### DATA TO USE:
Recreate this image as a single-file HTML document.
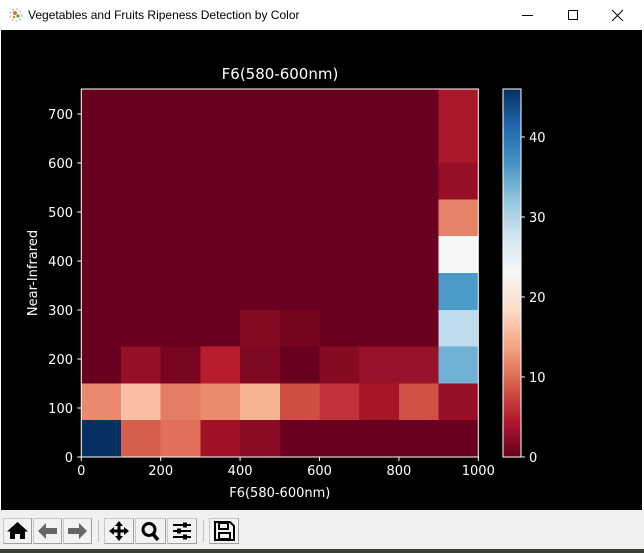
* * *
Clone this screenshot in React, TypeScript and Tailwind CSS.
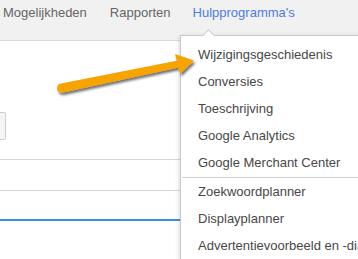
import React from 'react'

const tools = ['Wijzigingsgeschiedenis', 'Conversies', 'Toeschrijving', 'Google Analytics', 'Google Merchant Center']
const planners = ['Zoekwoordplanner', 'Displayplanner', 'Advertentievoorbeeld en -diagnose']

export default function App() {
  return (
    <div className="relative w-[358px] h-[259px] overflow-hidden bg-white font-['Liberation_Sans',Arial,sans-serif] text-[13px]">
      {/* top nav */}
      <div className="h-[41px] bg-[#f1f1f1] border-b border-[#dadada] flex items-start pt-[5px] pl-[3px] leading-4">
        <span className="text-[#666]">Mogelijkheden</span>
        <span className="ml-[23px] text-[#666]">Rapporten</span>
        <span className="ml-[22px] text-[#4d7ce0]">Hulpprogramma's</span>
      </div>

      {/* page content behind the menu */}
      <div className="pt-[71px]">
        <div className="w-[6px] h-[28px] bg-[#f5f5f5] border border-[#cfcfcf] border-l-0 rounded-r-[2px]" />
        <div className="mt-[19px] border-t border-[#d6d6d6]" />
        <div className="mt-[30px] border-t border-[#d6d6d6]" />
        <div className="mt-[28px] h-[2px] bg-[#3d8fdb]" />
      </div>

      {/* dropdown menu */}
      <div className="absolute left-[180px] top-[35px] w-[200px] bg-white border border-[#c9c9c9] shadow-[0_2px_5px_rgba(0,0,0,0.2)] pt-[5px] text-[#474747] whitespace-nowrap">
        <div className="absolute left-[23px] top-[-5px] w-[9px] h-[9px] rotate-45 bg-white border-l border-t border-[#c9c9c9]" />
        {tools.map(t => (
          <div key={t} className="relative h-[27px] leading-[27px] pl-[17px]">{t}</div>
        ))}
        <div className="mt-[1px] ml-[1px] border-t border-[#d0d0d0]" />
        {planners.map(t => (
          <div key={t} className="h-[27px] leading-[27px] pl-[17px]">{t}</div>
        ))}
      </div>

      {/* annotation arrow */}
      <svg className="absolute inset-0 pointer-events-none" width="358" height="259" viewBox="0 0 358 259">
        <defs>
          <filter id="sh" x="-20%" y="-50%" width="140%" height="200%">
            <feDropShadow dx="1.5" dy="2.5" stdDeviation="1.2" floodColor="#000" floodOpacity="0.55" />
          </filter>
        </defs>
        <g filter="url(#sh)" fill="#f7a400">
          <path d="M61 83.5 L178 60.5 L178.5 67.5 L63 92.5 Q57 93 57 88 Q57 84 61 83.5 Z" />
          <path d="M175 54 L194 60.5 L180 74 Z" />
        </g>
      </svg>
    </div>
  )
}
---
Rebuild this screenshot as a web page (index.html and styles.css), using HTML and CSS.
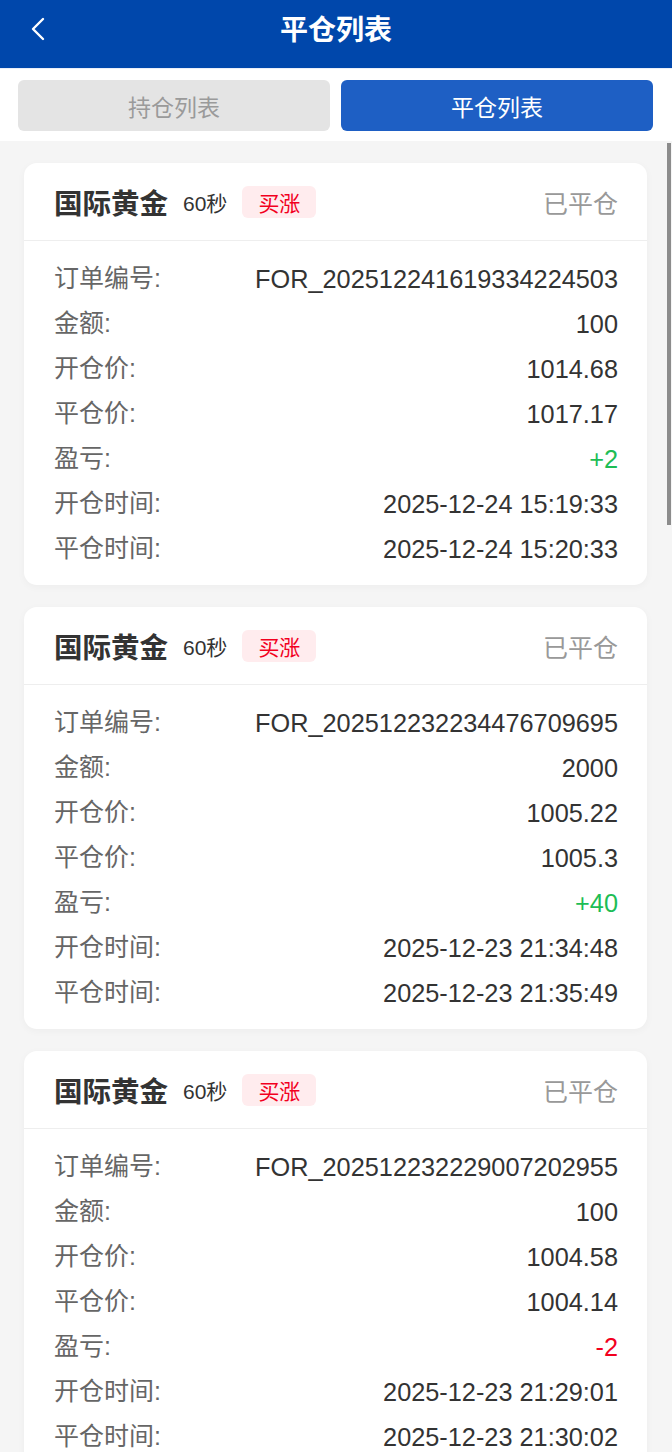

### OBJECTIVE:
Locate the word "HTML" in the data above. Copy every line carrying it.

### FULL SOLUTION:
Recreate this image as a single-file HTML document.
Rebuild this screenshot as a web page (index.html and styles.css), using HTML and CSS.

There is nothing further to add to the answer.